▸ Given request: Strip the pictures and reproduce the rest of the listing exactly.
■ ■ ■ ■ ■ ■ ■
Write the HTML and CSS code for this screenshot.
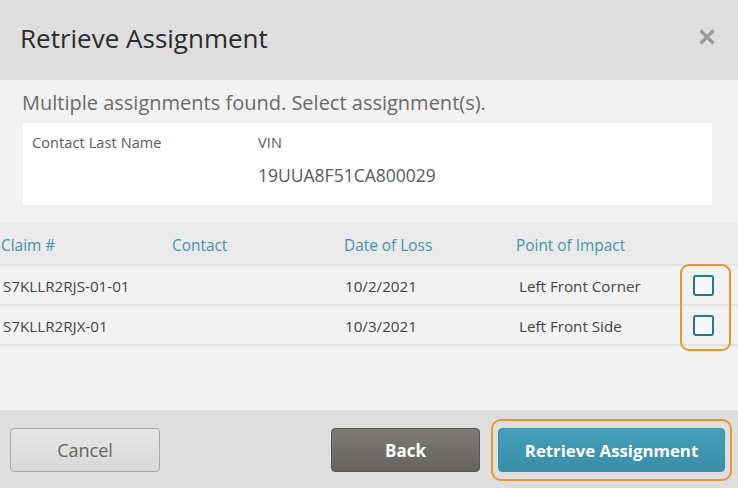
FILE: index.html
```html
<!DOCTYPE html>
<html>
<head>
<meta charset="utf-8">
<link rel="stylesheet" href="styles.css">
</head>
<body>
<div class="modal">
  <div class="header">
    <h1 class="title">Retrieve Assignment</h1>
    <span class="close">
      <svg width="18" height="18" viewBox="0 0 18 18"><path d="M2.5 2.5 L15.5 15.5 M15.5 2.5 L2.5 15.5" stroke="#9a9a9a" stroke-width="3.2" stroke-linecap="butt"/></svg>
    </span>
  </div>
  <div class="body">
    <p class="message">Multiple assignments found. Select assignment(s).</p>
    <div class="criteria">
      <div class="field field-name">
        <div class="label">Contact Last Name</div>
      </div>
      <div class="field">
        <div class="label">VIN</div>
        <div class="value">19UUA8F51CA800029</div>
      </div>
    </div>
    <div class="table">
      <div class="row head">
        <div class="c1">Claim #</div>
        <div class="c2">Contact</div>
        <div class="c3">Date of Loss</div>
        <div class="c4">Point of Impact</div>
        <div class="c5"></div>
      </div>
      <div class="rows">
        <div class="row">
          <div class="c1 d1">S7KLLR2RJS-01-01</div>
          <div class="c2"></div>
          <div class="c3 d3">10/2/2021</div>
          <div class="c4 d4">Left Front Corner</div>
          <div class="c5"><span class="check"></span></div>
        </div>
        <div class="row">
          <div class="c1 d1">S7KLLR2RJX-01</div>
          <div class="c2"></div>
          <div class="c3 d3">10/3/2021</div>
          <div class="c4 d4">Left Front Side</div>
          <div class="c5"><span class="check"></span></div>
        </div>
        <div class="check-hl"></div>
      </div>
    </div>
  </div>
  <div class="footer">
    <button class="btn btn-cancel">Cancel</button>
    <div class="right">
      <button class="btn btn-back">Back</button>
      <div class="hl-wrap"><button class="btn btn-primary">Retrieve Assignment</button></div>
    </div>
  </div>
</div>
</body>
</html>
```
FILE: styles.css
```css
* { box-sizing: border-box; }
html, body { margin: 0; padding: 0; }
body {
  width: 738px;
  height: 488px;
  overflow: hidden;
  font-family: "Open Sans", "Noto Sans", sans-serif;
  background: #f3f2f2;
}
.modal {
  width: 738px;
  height: 488px;
  display: flex;
  flex-direction: column;
}
.header {
  height: 80px;
  background: #dedede;
  display: flex;
  align-items: center;
  justify-content: space-between;
  padding: 0 20px 4px 20px;
}
.title {
  margin: 0;
  font-size: 26px;
  line-height: 32px;
  font-weight: 400;
  color: #2b2b2b;
}
.close {
  display: flex;
  margin-right: 2px;
  margin-top: -2px;
}
.body {
  flex: 1;
  background: #f3f2f2;
  display: flex;
  flex-direction: column;
}
.message {
  margin: 10px 0 0 22px;
  font-size: 20px;
  line-height: 26px;
  color: #6a6a6a;
}
.criteria {
  margin: 7px 26px 0 23px;
  height: 82px;
  background: #fff;
  display: flex;
  padding: 10px 0 0 9px;
}
.field-name { width: 226px; }
.label {
  font-size: 14.5px;
  line-height: 20px;
  color: #5a5a5a;
  letter-spacing: 0.1px;
}
.value {
  margin-top: 11px;
  font-size: 17.5px;
  line-height: 22px;
  color: #5a5a5a;
}
.table {
  margin-top: 18px;
}
.row {
  display: flex;
  align-items: center;
}
.row.head {
  height: 43px;
  background: #ebeaea;
  color: #3f95ac;
  font-size: 15.4px;
  padding-top: 3px;
  border-bottom: 2px solid #e2e2e2;
}
.rows {
  position: relative;
}
.rows .row {
  height: 40px;
  border-bottom: 2px solid #e2e2e2;
  font-size: 15.2px;
  color: #444;
  padding-top: 1px;
}
.c1 { width: 172px; padding-left: 1px; }
.c2 { width: 172px; }
.c3 { width: 172px; }
.c4 { width: 176px; }
.c5 { flex: 1; display: flex; }
.d1 { padding-left: 3px; }
.d3 { padding-left: 1px; }
.d4 { padding-left: 3px; }
.check {
  width: 21px;
  height: 21px;
  border: 2.5px solid #1f7a92;
  border-radius: 3px;
  background: #f7f7f7;
  margin-left: 1px;
}
.check-hl {
  position: absolute;
  left: 680px;
  top: -2px;
  width: 51px;
  height: 87px;
  border: 2px solid #e8972e;
  border-radius: 9px;
}
.footer {
  height: 78px;
  background: #dedede;
  display: flex;
  align-items: center;
  justify-content: space-between;
  padding: 2px 6px 0 10px;
}
.right {
  display: flex;
  align-items: center;
  gap: 11px;
}
.btn {
  height: 44px;
  border-radius: 4px;
  font-family: "Open Sans", "Noto Sans", sans-serif;
}
.btn-cancel {
  width: 150px;
  background: linear-gradient(#e6e6e6, #d8d8d8);
  border: 1.5px solid #a9a9a9;
  color: #666;
  font-size: 18px;
}
.btn-back {
  width: 149px;
  background: linear-gradient(#7d7b77, #65635f);
  border: 1px solid #5a5854;
  color: #fff;
  font-weight: 700;
  font-size: 17px;
}
.hl-wrap {
  border: 2px solid #e8972e;
  border-radius: 10px;
  padding: 7px 5px;
}
.btn-primary {
  width: 227px;
  display: block;
  background: linear-gradient(#42a0b8, #3a8ea6);
  border: 1px solid #3a8ea6;
  color: #fff;
  font-weight: 700;
  font-size: 16.8px;
}
```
■ ■ ■ ■ ■ ■ ■
▸ The output:
Write the HTML and CSS code for this screenshot.
FILE: index.html
```html
<!DOCTYPE html>
<html>
<head>
<meta charset="utf-8">
<link rel="stylesheet" href="styles.css">
</head>
<body>
<div class="modal">
  <div class="header">
    <h1 class="title">Retrieve Assignment</h1>
    <span class="close">
      <svg width="18" height="18" viewBox="0 0 18 18"><path d="M2.5 2.5 L15.5 15.5 M15.5 2.5 L2.5 15.5" stroke="#9a9a9a" stroke-width="3.2" stroke-linecap="butt"/></svg>
    </span>
  </div>
  <div class="body">
    <p class="message">Multiple assignments found. Select assignment(s).</p>
    <div class="criteria">
      <div class="field field-name">
        <div class="label">Contact Last Name</div>
      </div>
      <div class="field">
        <div class="label">VIN</div>
        <div class="value">19UUA8F51CA800029</div>
      </div>
    </div>
    <div class="table">
      <div class="row head">
        <div class="c1">Claim #</div>
        <div class="c2">Contact</div>
        <div class="c3">Date of Loss</div>
        <div class="c4">Point of Impact</div>
        <div class="c5"></div>
      </div>
      <div class="rows">
        <div class="row">
          <div class="c1 d1">S7KLLR2RJS-01-01</div>
          <div class="c2"></div>
          <div class="c3 d3">10/2/2021</div>
          <div class="c4 d4">Left Front Corner</div>
          <div class="c5"><span class="check"></span></div>
        </div>
        <div class="row">
          <div class="c1 d1">S7KLLR2RJX-01</div>
          <div class="c2"></div>
          <div class="c3 d3">10/3/2021</div>
          <div class="c4 d4">Left Front Side</div>
          <div class="c5"><span class="check"></span></div>
        </div>
        <div class="check-hl"></div>
      </div>
    </div>
  </div>
  <div class="footer">
    <button class="btn btn-cancel">Cancel</button>
    <div class="right">
      <button class="btn btn-back">Back</button>
      <div class="hl-wrap"><button class="btn btn-primary">Retrieve Assignment</button></div>
    </div>
  </div>
</div>
</body>
</html>
```
FILE: styles.css
```css
* { box-sizing: border-box; }
html, body { margin: 0; padding: 0; }
body {
  width: 738px;
  height: 488px;
  overflow: hidden;
  font-family: "Open Sans", "Noto Sans", sans-serif;
  background: #f3f2f2;
}
.modal {
  width: 738px;
  height: 488px;
  display: flex;
  flex-direction: column;
}
.header {
  height: 80px;
  background: #dedede;
  display: flex;
  align-items: center;
  justify-content: space-between;
  padding: 0 20px 4px 20px;
}
.title {
  margin: 0;
  font-size: 26px;
  line-height: 32px;
  font-weight: 400;
  color: #2b2b2b;
}
.close {
  display: flex;
  margin-right: 2px;
  margin-top: -2px;
}
.body {
  flex: 1;
  background: #f3f2f2;
  display: flex;
  flex-direction: column;
}
.message {
  margin: 10px 0 0 22px;
  font-size: 20px;
  line-height: 26px;
  color: #6a6a6a;
}
.criteria {
  margin: 7px 26px 0 23px;
  height: 82px;
  background: #fff;
  display: flex;
  padding: 10px 0 0 9px;
}
.field-name { width: 226px; }
.label {
  font-size: 14.5px;
  line-height: 20px;
  color: #5a5a5a;
  letter-spacing: 0.1px;
}
.value {
  margin-top: 11px;
  font-size: 17.5px;
  line-height: 22px;
  color: #5a5a5a;
}
.table {
  margin-top: 18px;
}
.row {
  display: flex;
  align-items: center;
}
.row.head {
  height: 43px;
  background: #ebeaea;
  color: #3f95ac;
  font-size: 15.4px;
  padding-top: 3px;
  border-bottom: 2px solid #e2e2e2;
}
.rows {
  position: relative;
}
.rows .row {
  height: 40px;
  border-bottom: 2px solid #e2e2e2;
  font-size: 15.2px;
  color: #444;
  padding-top: 1px;
}
.c1 { width: 172px; padding-left: 1px; }
.c2 { width: 172px; }
.c3 { width: 172px; }
.c4 { width: 176px; }
.c5 { flex: 1; display: flex; }
.d1 { padding-left: 3px; }
.d3 { padding-left: 1px; }
.d4 { padding-left: 3px; }
.check {
  width: 21px;
  height: 21px;
  border: 2.5px solid #1f7a92;
  border-radius: 3px;
  background: #f7f7f7;
  margin-left: 1px;
}
.check-hl {
  position: absolute;
  left: 680px;
  top: -2px;
  width: 51px;
  height: 87px;
  border: 2px solid #e8972e;
  border-radius: 9px;
}
.footer {
  height: 78px;
  background: #dedede;
  display: flex;
  align-items: center;
  justify-content: space-between;
  padding: 2px 6px 0 10px;
}
.right {
  display: flex;
  align-items: center;
  gap: 11px;
}
.btn {
  height: 44px;
  border-radius: 4px;
  font-family: "Open Sans", "Noto Sans", sans-serif;
}
.btn-cancel {
  width: 150px;
  background: linear-gradient(#e6e6e6, #d8d8d8);
  border: 1.5px solid #a9a9a9;
  color: #666;
  font-size: 18px;
}
.btn-back {
  width: 149px;
  background: linear-gradient(#7d7b77, #65635f);
  border: 1px solid #5a5854;
  color: #fff;
  font-weight: 700;
  font-size: 17px;
}
.hl-wrap {
  border: 2px solid #e8972e;
  border-radius: 10px;
  padding: 7px 5px;
}
.btn-primary {
  width: 227px;
  display: block;
  background: linear-gradient(#42a0b8, #3a8ea6);
  border: 1px solid #3a8ea6;
  color: #fff;
  font-weight: 700;
  font-size: 16.8px;
}
```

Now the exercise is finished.